● **Task to complete**:
Pull out every line below that holds the word "Tailwind".

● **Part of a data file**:
=======

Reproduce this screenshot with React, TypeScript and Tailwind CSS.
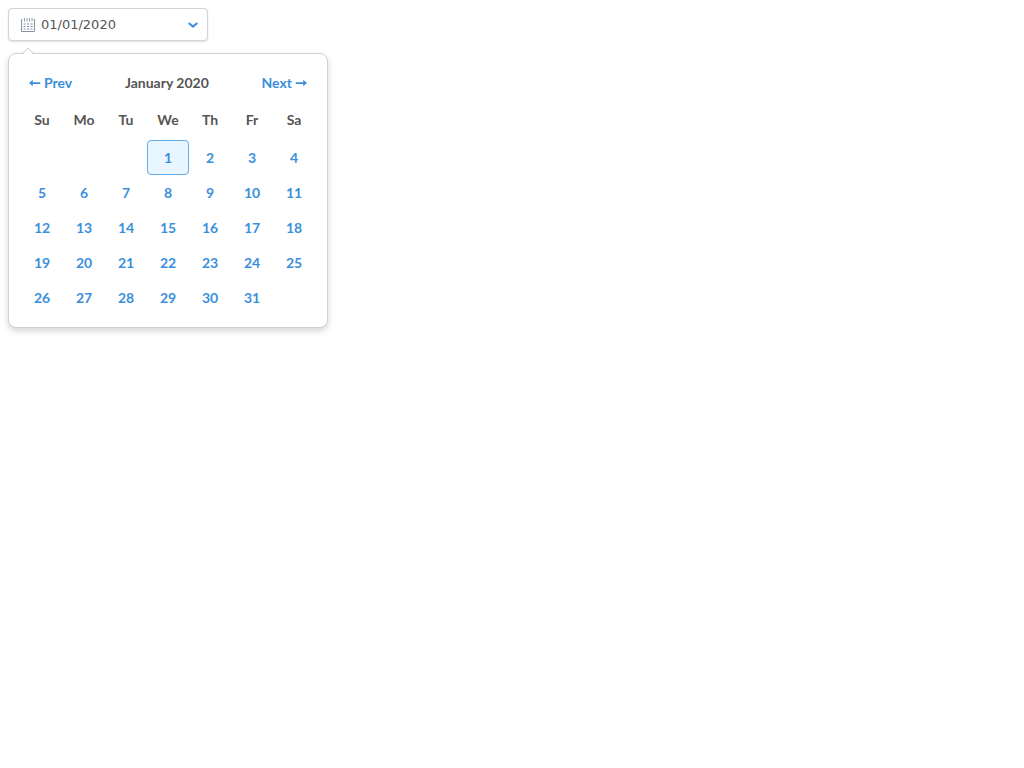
import { useState } from 'react';

const weekdays = ['Su', 'Mo', 'Tu', 'We', 'Th', 'Fr', 'Sa'];

const weeks: (number | null)[][] = [
  [null, null, null, 1, 2, 3, 4],
  [5, 6, 7, 8, 9, 10, 11],
  [12, 13, 14, 15, 16, 17, 18],
  [19, 20, 21, 22, 23, 24, 25],
  [26, 27, 28, 29, 30, 31, null],
];

function CalendarIcon() {
  return (
    <svg width="14" height="14" viewBox="0 0 14 14" fill="none" stroke="#8492a6" aria-hidden="true">
      <path d="M1.5 1.5H.5v12h13v-12h-1" />
      <path d="M3.5 0v3.5M6 0v3.5M8.5 0v3.5M11 0v3.5" strokeWidth=".9" />
      <path d="M2.5 6h9.5M2.5 8.500h9.5M2.5 11h9.5" strokeDasharray="2.2 1.3" strokeWidth="1.2" />
    </svg>
  );
}

function ArrowLeft() {
  return (
    <svg width="12" height="8" viewBox="0 0 12 8" fill="currentColor" aria-hidden="true">
      <path d="M0 4 3.8 .8V3.2H11.3V4.9H3.8V7.2Z" />
    </svg>
  );
}

function ArrowRight() {
  return (
    <svg width="12" height="8" viewBox="0 0 12 8" fill="currentColor" aria-hidden="true">
      <path d="M12 4 8.2 .8V3.2H.7V4.9H8.2V7.2Z" />
    </svg>
  );
}

export default function App() {
  const [selected, setSelected] = useState(1);
  const [value, setValue] = useState('01/01/2020');

  const pick = (day: number) => {
    setSelected(day);
    setValue(`01/${String(day).padStart(2, '0')}/2020`);
  };

  return (
    <main className="flex flex-col items-start gap-3 p-2 font-['Lato',sans-serif] text-sm text-[#555555]">
      <div className="flex h-[33px] w-full max-w-[200px] items-center gap-1.5 rounded border border-[#cfd3da] bg-white pr-1.5 pl-3 shadow-[0_1px_2px_rgba(0,0,0,0.12)]">
        <CalendarIcon />
        <input
          aria-label="Date"
          value={value}
          onChange={(e) => setValue(e.target.value)}
          className="min-w-0 flex-1 bg-transparent pt-0.5 font-['DejaVu_Sans',sans-serif] text-[13px] text-[#555555] outline-none"
        />
        <button type="button" aria-label="Toggle calendar" className="flex size-4 items-center justify-center">
          <svg width="10" height="6" viewBox="0 0 10 6" fill="none" stroke="#3b8fdb" strokeWidth="2" aria-hidden="true">
            <path d="M.7.9 5 4.6 9.3.9" />
          </svg>
        </button>
      </div>

      <section
        aria-label="Choose a date"
        className="relative w-full max-w-[320px] rounded-lg border border-[#cdd0d6] bg-white px-3 pt-[18px] pb-3 font-bold shadow-[0_3px_6px_rgba(0,0,0,0.16)]"
      >
        <svg className="absolute -top-[7px] left-3" width="14" height="8" viewBox="0 0 14 8" aria-hidden="true">
          <path d="M1.5 8 7 1.5 12.5 8Z" fill="#fff" />
          <path d="M0 6.5h1.5L7 1.2l5.5 5.3H14" fill="none" stroke="#cdd0d6" />
        </svg>
        <header className="flex items-center justify-between px-2 leading-[22px]">
          <button type="button" className="flex items-center gap-[3px] text-[#3b8fdb]"><ArrowLeft />Prev</button>
          <h2>January 2020</h2>
          <button type="button" className="flex items-center gap-[3px] text-[#3b8fdb]">Next<ArrowRight /></button>
        </header>
        <table className="mt-2 w-full table-fixed border-separate border-spacing-0 text-center">
          <thead>
            <tr>
              {weekdays.map((day) => (
                <th key={day} scope="col" className="h-[38px] p-0 pb-0.5">{day}</th>
              ))}
            </tr>
          </thead>
          <tbody>
            {weeks.map((week, i) => (
              <tr key={i}>
                {week.map((day, j) => (
                  <td key={j} className="h-[35px] p-0">
                    {day !== null && (
                      <button
                        type="button"
                        onClick={() => pick(day)}
                        aria-pressed={day === selected}
                        className={
                          day === selected
                            ? 'block h-[35px] w-full rounded border border-[#62ace9] bg-[#eaf6ff] text-[#3b8fdb]'
                            : 'block h-[35px] w-full rounded border border-transparent text-[#3b8fdb]'
                        }
                      >
                        {day}
                      </button>
                    )}
                  </td>
                ))}
              </tr>
            ))}
          </tbody>
        </table>
      </section>
    </main>
  );
}
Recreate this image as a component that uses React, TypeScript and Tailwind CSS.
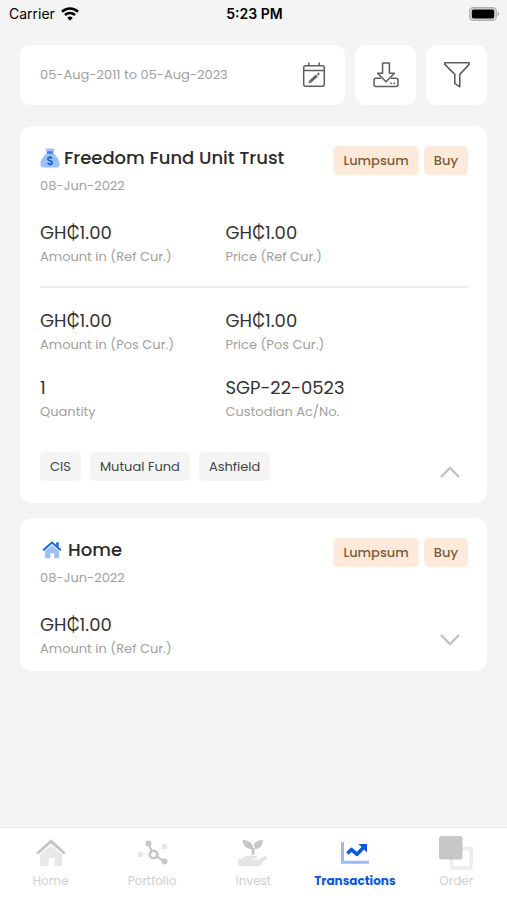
import type { ReactNode } from "react";

function WifiIcon() {
  return (
    <svg width="18" height="14" viewBox="0 0 18 14" fill="none" stroke="#000" strokeWidth="2.6" aria-hidden="true">
      <path d="M1 4.8a11.4 11.4 0 0 1 16 0" />
      <path d="M4 8a7.2 7.2 0 0 1 10 0" />
      <path d="M9 13.8 6.3 10.8a4 4 0 0 1 5.4 0Z" fill="#000" stroke="none" />
    </svg>
  );
}

function BatteryIcon() {
  return (
    <svg width="31" height="14" viewBox="0 0 31 14" aria-hidden="true">
      <rect x="0.75" y="0.75" width="26.5" height="12.5" rx="3.5" fill="#e0e0e0" stroke="#b0b0b0" strokeWidth="1.3" />
      <rect x="2.8" y="2.6" width="22.4" height="8.8" rx="1.6" fill="#000" />
      <path d="M28.7 4.8c2 .8 2 3.6 0 4.4Z" fill="#a8a8a8" />
    </svg>
  );
}

function CalendarIcon() {
  return (
    <svg width="24" height="26" viewBox="0 0 24 26" fill="none" stroke="#5e5e5e" strokeWidth="1.5" aria-hidden="true">
      <rect x="1.7" y="3.7" width="20.6" height="20.6" rx="2" />
      <path d="M1.7 8.6h20.600M6.8 0.500v3.500M17.200 0.500v3.500" />
      <path d="m8.600 19.200 6.200-5.800" strokeWidth="2.8" />
      <path d="m6.800 21 .7-2.400 1.700 1.800ZM15.2 12l1.400-1.200 1 1.100-1.400 1.300Z" fill="#5e5e5e" strokeWidth="0.6" />
    </svg>
  );
}

function DownloadIcon() {
  return (
    <svg width="26" height="26" viewBox="0 0 26 26" fill="none" stroke="#5e5e5e" strokeWidth="1.5" strokeLinejoin="round" aria-hidden="true">
      <path d="M9.6 1h6.8v10.200h5L13 19.800l-8.400-8.600h5Z" />
      <path d="M8 16.200H3a2 2 0 0 0-2 2v4.4a2 2 0 0 0 2 2h20a2 2 0 0 0 2-2v-4.4a2 2 0 0 0-2-2h-5" />
      <path d="M17.2 21.2h1.6M20.4 21.2H22" />
    </svg>
  );
}

function FilterIcon() {
  return (
    <svg width="28" height="28" viewBox="0 0 28 28" fill="none" stroke="#5e5e5e" strokeWidth="1.6" strokeLinejoin="round" aria-hidden="true">
      <path d="M1.8 1.8h24.4v1.600L16.800 13.400v12.400l-5-3.400V13.400L1.8 3.400Z" />
    </svg>
  );
}

function MoneyBagIcon() {
  return (
    <svg width="20" height="20" viewBox="0 0 20 20" aria-hidden="true">
      <path d="M5.2.4c1.600.6 2.900.2 4.700.2s3.200.4 4.800-.2L13 4.200H7Z" fill="#9dc0fa" />
      <path d="M6.600 5.600h6.800c3.200 2.200 6.200 6.600 6.200 10.600 0 2.200-1.200 3.400-3.400 3.400H3.800c-2.200 0-3.400-1.200-3.400-3.400 0-4 3-8.400 6.200-10.600Z" fill="#9dc0fa" />
      <path d="M6.800 3.300h6.400v2.500H6.800Z" fill="#3f7ff0" />
      <path d="M12.200 10.400c-.5-.8-1.300-1-2.200-1-1.300 0-2.200.6-2.200 1.600 0 2.300 4.600 1 4.600 3.400 0 1-1 1.700-2.300 1.700-1.200 0-2.100-.4-2.500-1.200M10 8v1.400M10 16v1.600" fill="none" stroke="#0b5be0" strokeWidth="1.500" />
    </svg>
  );
}

function HouseIcon({ className, roof, wall, chimney }: { className: string; roof: string; wall: string; chimney?: boolean }) {
  return (
    <svg className={className} viewBox="0 0 30 28" aria-hidden="true">
      <path d="M4 15.500 15 6.500l11 9V27h-7.500v-8h-6v8H4Z" fill={wall} />
      <path d="M1.300 14.500 15 2.300l13.700 12.200" fill="none" stroke={roof} strokeWidth="3" />
      {chimney && <path d="M21.500 2h4v8l-4-3Z" fill={roof} />}
    </svg>
  );
}

function PortfolioIcon() {
  return (
    <svg width="32" height="26" viewBox="0 0 32 26" aria-hidden="true">
      <path d="M4.500 14.500 17 14l11-7" fill="none" stroke="#f2f2f2" strokeWidth="1.200" />
      <circle cx="4.500" cy="14.500" r="2.700" fill="#e4e4e4" />
      <circle cx="28.500" cy="6.500" r="2.700" fill="#e4e4e4" />
      <path d="m12 3.500 5.500 11 11 7" fill="none" stroke="#c6c6c6" strokeWidth="2.200" />
      <circle cx="12.500" cy="3.500" r="3" fill="#c6c6c6" />
      <circle cx="28.500" cy="21.500" r="3" fill="#c6c6c6" />
      <circle cx="17.500" cy="14.500" r="3.800" fill="#fff" stroke="#c6c6c6" strokeWidth="2.600" />
    </svg>
  );
}

function InvestIcon() {
  return (
    <svg width="30" height="28" viewBox="0 0 30 28" aria-hidden="true">
      <path d="M4.500 1c6 0 10.300 2.600 10.800 9.200C9 10.400 4.800 7.200 4.500 1Z" fill="#c6c6c6" />
      <path d="M24.800 1c0 5.400-2.600 8.600-7.600 9.200-.5-2-.8-3-1.600-4.400C17.400 2.600 20.400 1 24.800 1Z" fill="#c6c6c6" />
      <path d="M13.600 9h3v6.800h-3Z" fill="#c6c6c6" />
      <path d="M0 20h4c2.500-2.800 5-3.200 8-3.200h6c2 0 2 3 0 3h-4v1h6l6.500-3.600c1.800-1 3.500.5 2.400 2L23.500 25c-1 1.400-2 2-4 2H0Z" fill="#e4e4e4" />
    </svg>
  );
}

function TransactionsIcon() {
  return (
    <svg width="28" height="22" viewBox="0 0 28 22" fill="none" aria-hidden="true">
      <path d="M1.500 0v20.200H28" stroke="#9db9f2" strokeWidth="3" />
      <path d="m6.500 11.500 4-4 5.500 4.800 6-6.300" stroke="#0b57e0" strokeWidth="3.600" strokeLinejoin="round" />
      <path d="M17.500 2H26v8.500Z" fill="#0b57e0" />
    </svg>
  );
}

function OrderIcon() {
  return (
    <svg width="34" height="34" viewBox="0 0 34 34" aria-hidden="true">
      <path d="M12.500 12.500h19.500v19.500H12.500Z" fill="none" stroke="#ececec" strokeWidth="3.400" />
      <rect x="0" y="0" width="23.500" height="23.500" rx="2.500" fill="#c8c8c8" />
    </svg>
  );
}

function Chevron({ up }: { up: boolean }) {
  return (
    <svg width="20" height="12" viewBox="0 0 20 12" fill="none" stroke="#c4c4c4" strokeWidth="2.400" aria-hidden="true">
      <path d={up ? "M1 11 10 2l9 9" : "m1 1 9 9 9-9"} />
    </svg>
  );
}

function Field({ value, label }: { value: string; label: string }) {
  return (
    <div>
      <dd className="text-[18px] leading-6 text-[#333333]">{value}</dd>
      <dt className="mt-[3px] text-[13px] leading-[18px] text-[#a0a0a0]">{label}</dt>
    </div>
  );
}

function CardHeader({ icon, title, gap }: { icon: ReactNode; title: string; gap: string }) {
  return (
    <header className="flex items-start justify-between">
      <div>
        <h2 className={`flex items-center text-[18px] leading-6 font-medium text-[#2b2b2b] ${gap}`}>
          {icon}
          {title}
        </h2>
        <p className="mt-[7px] text-[13px] leading-[18px] text-[#a0a0a0]">08-Jun-2022</p>
      </div>
      <div className="flex gap-[5px] text-[13px] leading-[29px] font-medium text-[#7d5a37]">
        <span className="rounded-[5px] bg-[#feeadb] px-[10px]">Lumpsum</span>
        <span className="rounded-[5px] bg-[#feeadb] px-[10px]">Buy</span>
      </div>
    </header>
  );
}

function ToggleButton({ up }: { up: boolean }) {
  return (
    <button
      type="button"
      aria-expanded={up}
      aria-label={up ? "Hide details" : "Show details"}
      className="flex h-9 w-9 items-center justify-center"
    >
      <Chevron up={up} />
    </button>
  );
}

const cardClass = "rounded-[12px] bg-white pr-[19px] pl-5 pt-5 pb-[13px]";
const columns = "grid grid-cols-[13fr_17fr]";

const tabs = [
  { label: "Home", icon: <HouseIcon className="h-[28px] w-[30px]" roof="#c6c6c6" wall="#e8e8e8" /> },
  { label: "Portfolio", icon: <PortfolioIcon /> },
  { label: "Invest", icon: <InvestIcon /> },
  { label: "Transactions", icon: <TransactionsIcon />, active: true },
  { label: "Order", icon: <OrderIcon /> },
];

export default function App() {
  return (
    <div className="flex min-h-screen flex-col bg-[#f4f4f4] font-['Poppins','Inter','Noto_Sans',sans-serif]">
      <div className="grid h-7 grid-cols-3 items-center pr-[7px] pl-[9px] font-['Inter',sans-serif] text-[14px] leading-5 text-black">
        <div className="flex items-center gap-[6px]">
          Carrier
          <WifiIcon />
        </div>
        <div className="text-center font-semibold">5:23 PM</div>
        <div className="flex justify-end">
          <BatteryIcon />
        </div>
      </div>

      <main className="flex-1 px-5 pt-[17px] pb-5">
        <div className="flex h-[60px] gap-[10px]">
          <div className="flex min-w-0 flex-1 items-center rounded-[10px] bg-white pr-[19px] pl-5">
            <input
              type="text"
              readOnly
              aria-label="Date range"
              defaultValue="05-Aug-2011 to 05-Aug-2023"
              className="min-w-0 flex-1 bg-transparent text-[13px] leading-5 text-[#a0a0a0] outline-none"
            />
            <button type="button" aria-label="Pick dates">
              <CalendarIcon />
            </button>
          </div>
          <button type="button" aria-label="Download" className="flex w-[61px] items-center justify-center rounded-[10px] bg-white">
            <DownloadIcon />
          </button>
          <button type="button" aria-label="Filter" className="flex w-[61px] items-center justify-center rounded-[10px] bg-white">
            <FilterIcon />
          </button>
        </div>

        <article className={`mt-[21px] ${cardClass}`}>
          <CardHeader icon={<MoneyBagIcon />} title="Freedom Fund Unit Trust" gap="gap-1" />
          <dl className={`mt-[26px] ${columns}`}>
            <Field value="GH₵1.00" label="Amount in (Ref Cur.)" />
            <Field value="GH₵1.00" label="Price (Ref Cur.)" />
          </dl>
          <hr className="mt-5 border-t-2 border-[#eeeeee]" />
          <dl className={`mt-[21px] gap-y-[22px] ${columns}`}>
            <Field value="GH₵1.00" label="Amount in (Pos Cur.)" />
            <Field value="GH₵1.00" label="Price (Pos Cur.)" />
            <Field value="1" label="Quantity" />
            <Field value="SGP-22-0523" label="Custodian Ac/No." />
          </dl>
          <div className="mt-[31px] flex h-[38px] justify-between">
            <ul className="flex items-start gap-[9px] text-[13px] leading-[29px] text-[#444444]">
              <li className="rounded-[5px] bg-[#f4f4f4] px-[10px]">CIS</li>
              <li className="rounded-[5px] bg-[#f4f4f4] px-[10px]">Mutual Fund</li>
              <li className="rounded-[5px] bg-[#f4f4f4] px-[10px]">Ashfield</li>
            </ul>
            <div className="flex items-end">
              <ToggleButton up />
            </div>
          </div>
        </article>

        <article className={`mt-[15px] ${cardClass}`}>
          <CardHeader
            icon={<HouseIcon className="ml-[2px] h-[18px] w-[20px]" roof="#1763e6" wall="#9dc0fa" chimney />}
            title="Home"
            gap="gap-[6px]"
          />
          <div className="mt-[26px] flex items-end justify-between">
            <dl>
              <Field value="GH₵1.00" label="Amount in (Ref Cur.)" />
            </dl>
            <ToggleButton up={false} />
          </div>
        </article>
      </main>

      <nav className="grid h-[73px] grid-cols-5 border-t border-[#e6e6e6] bg-white pt-[7px]">
        {tabs.map((tab) => (
          <a
            key={tab.label}
            href="#"
            aria-current={tab.active ? "page" : undefined}
            className={`flex flex-col items-center text-[12px] leading-5 ${
              tab.active ? "font-bold text-[#0b57e0]" : "text-[#d0d0d0]"
            }`}
          >
            <span className="flex h-9 items-center justify-center">{tab.icon}</span>
            {tab.label}
          </a>
        ))}
      </nav>
    </div>
  );
}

=======

● **Output**:
Reproduce this screenshot with React, TypeScript and Tailwind CSS.
Recreate this image as a component that uses React, TypeScript and Tailwind CSS.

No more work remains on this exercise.